Biosimilars could impact US Remicade sales by 15% in 2017, says J&J

Johnson & Johnson has predicted a 10-15% erosion in sales of Remicade (infliximab) in 2017 following Pfizer’s “at-risk biosimilar launch of Inflectra.”

For the full year, J&J reported US sales of its autoimmune monoclonal antibody treatment Remicade of $4.45bn (€4.14bn), an 8.7% increase on 2015 sales.

But 2017 will see the firm compete with Pfizer, which launched its infliximab biosimilar – Inflectra, developed with Korean firm Celltrion – in the US late November at a 15% discount.

No impact yet

Despite this, the firm said in a conference call yesterday it is yet to have “observed any significant impact to-date” from the product and does not expect too much erosion over the next twelve months.

“We are not calling out any particular impact to Remicade,” CFO Dominic Caruso told investors. “We are going to see some slower growth throughout many of the pharma brands that have done exceptionally well up to this point.

“I just remind you that, we had a very significant impact with hepatitis C, not too many years ago and we did call that out, because that was very significant,” he continued, referring to the firm’s HCV products – including Olysio (simeprevir) – sales of which were essentially wiped-out  due to the entrance of competitive products such as Gilead’s Sovaldi (sofosbuvir).

10-15%

“The impact to Remicade biosimilars is nowhere near that level of impact.”

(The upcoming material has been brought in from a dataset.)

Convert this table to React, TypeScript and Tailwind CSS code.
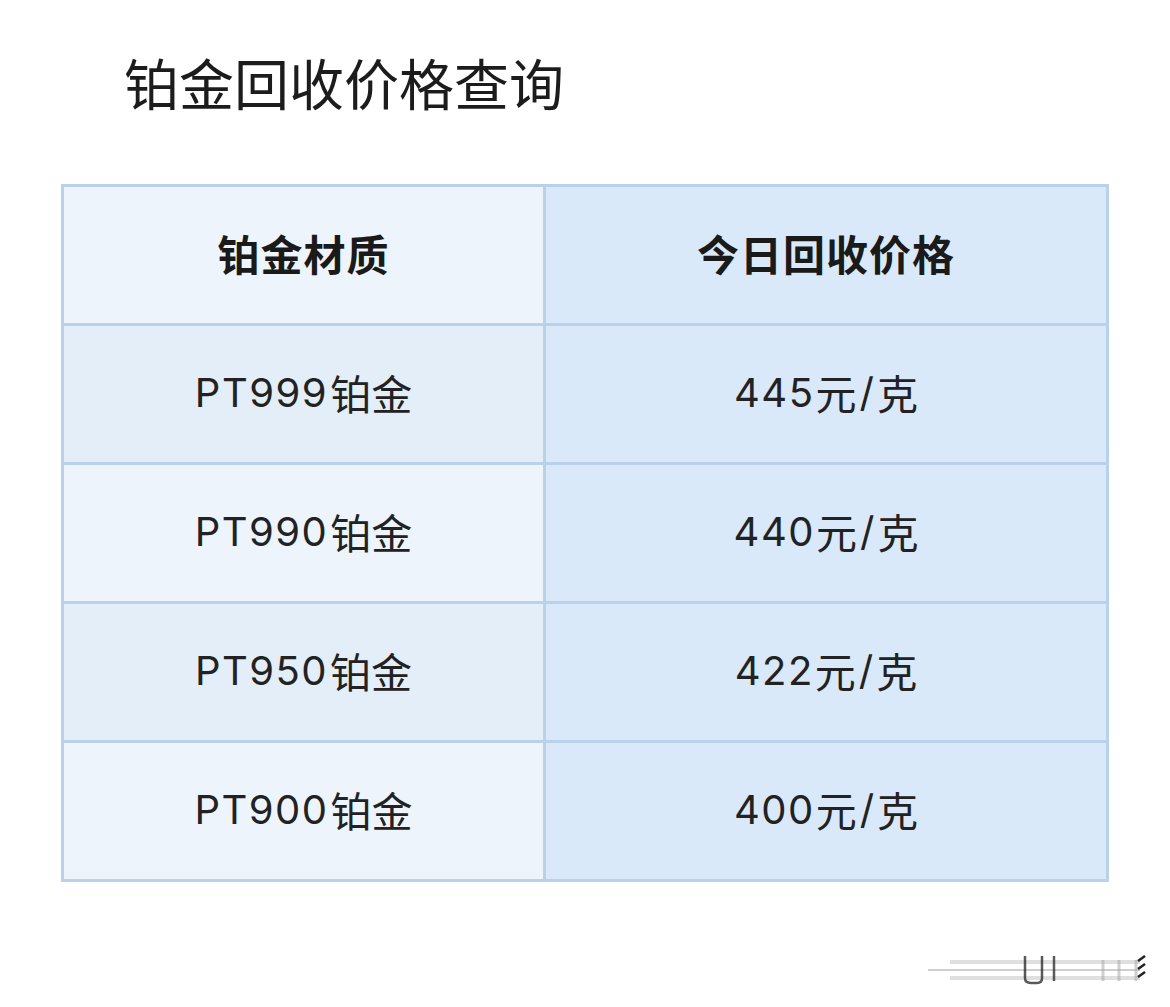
import React from "react";

const rows = [
  { m: "PT999", p: "445", dark: true },
  { m: "PT990", p: "440", dark: false },
  { m: "PT950", p: "422", dark: true },
  { m: "PT900", p: "400", dark: false },
];

const latin = { fontFamily: 'Inter, "Noto Sans CJK SC", sans-serif' };

export default function App() {
  return (
    <div
      className="w-[1170px] h-[1007px] bg-white relative overflow-hidden"
      style={{ fontFamily: '"Noto Sans CJK SC", "Noto Sans", sans-serif' }}
    >
      <div className="pl-[124px] pt-[47px] h-[184px]">
        <h1 className="text-[55px] leading-[68px] text-[#1c1c1c] font-normal">
          铂金回收价格查询
        </h1>
      </div>
      <div className="ml-[61px] w-[1048px] bg-[#b9d2ea] p-[3px] grid grid-cols-[479px_1fr] gap-[3px]">
        <div className="h-[136px] pb-[6px] bg-[#edf4fc] flex items-center justify-center text-[42px] font-bold text-[#1a1a1a] tracking-[1px]">
          铂金材质
        </div>
        <div className="h-[136px] pb-[6px] bg-[#d9e9fa] flex items-center justify-center text-[42px] font-bold text-[#1a1a1a] tracking-[1px]">
          今日回收价格
        </div>
        {rows.map((r) => (
          <React.Fragment key={r.m}>
            <div
              className={`h-[136px] pb-[2px] flex items-center justify-center text-[41px] text-[#222] ${
                r.dark ? "bg-[#e3eef9]" : "bg-[#edf4fc]"
              }`}
            >
              <span style={latin} className="text-[40px] tracking-[1.5px] mr-[2px]">{r.m}</span>
              <span>铂金</span>
            </div>
            <div className="h-[136px] pb-[2px] bg-[#d9e9fa] flex items-center justify-center text-[41px] text-[#222]">
              <span style={latin} className="text-[40px] tracking-[1.5px] mr-[1px]">{r.p}</span>
              <span>元</span>
              <span style={latin} className="text-[40px] px-[3px]">/</span>
              <span>克</span>
            </div>
          </React.Fragment>
        ))}
      </div>
      <svg
        className="absolute left-[925px] top-[950px]"
        width="225"
        height="40"
        viewBox="0 0 225 40"
      >
        <g opacity="0.3" stroke="#999" strokeWidth="4" fill="none">
          <line x1="25" y1="12" x2="215" y2="12" />
          <line x1="25" y1="28" x2="215" y2="28" />
        </g>
        <line x1="3" y1="20" x2="215" y2="20" stroke="#bbb" strokeWidth="2" opacity="0.7" />
        <path d="M100 6 V28 Q100 33 106 33 H112 Q117 33 117 28 V6" stroke="#222" strokeWidth="2.5" fill="none" opacity="0.75" />
        <line x1="129" y1="6" x2="129" y2="31" stroke="#333" strokeWidth="2.5" opacity="0.8" />
        <g stroke="#aaa" strokeWidth="3" opacity="0.55">
          <line x1="178" y1="10" x2="178" y2="31" />
          <line x1="194" y1="10" x2="194" y2="31" />
          <line x1="211" y1="10" x2="211" y2="31" />
        </g>
        <g stroke="#222" strokeWidth="2.5" fill="none">
          <path d="M213 11 L220 6" />
          <path d="M213 19 L220 14" />
          <path d="M213 27 L220 22" />
        </g>
      </svg>
    </div>
  );
}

While he refused to give guidance for individual products, Caruso compared the upcoming US biosimilar impact to the erosion J&J’s marketing partner Merck & Co. has seen in Europe since the introduction of infliximab biosimilars in 2014.

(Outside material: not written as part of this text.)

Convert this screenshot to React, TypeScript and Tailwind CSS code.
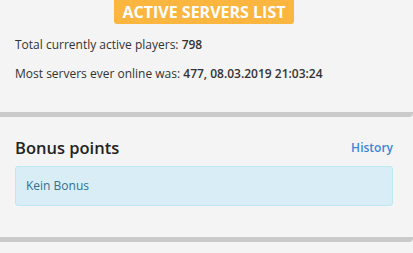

“Merck had experienced two years of a biosimilar in Europe and they’ve retained 70% market share after two years,” he said.

“So it’s reasonable to assume 10% to 15% perhaps market share erosion in the first year. Of course, in Europe, it’s much more dramatic, because of the impact of the healthcare system there.”

In some European countries, infliximab biosimilars have, however, essentially wiped-out Remicade’s market share.

Pfizer – which is both a reference biologic and a biosimilar maker – has previously said that biosimilars will have an effect but not in the short-term, as patients gradually switch over and physicians and payers slowly become accustomed with the new products.

Meanwhile biosimilar uptake continues to be delayed by legal disputes, and J&J CEO Alex Gorsky said yesterday his firm “will continue to vigorously defend our patents on Remicade while remaining competitive against at-risk biosimilar entries given our long track record of efficacy and safety.”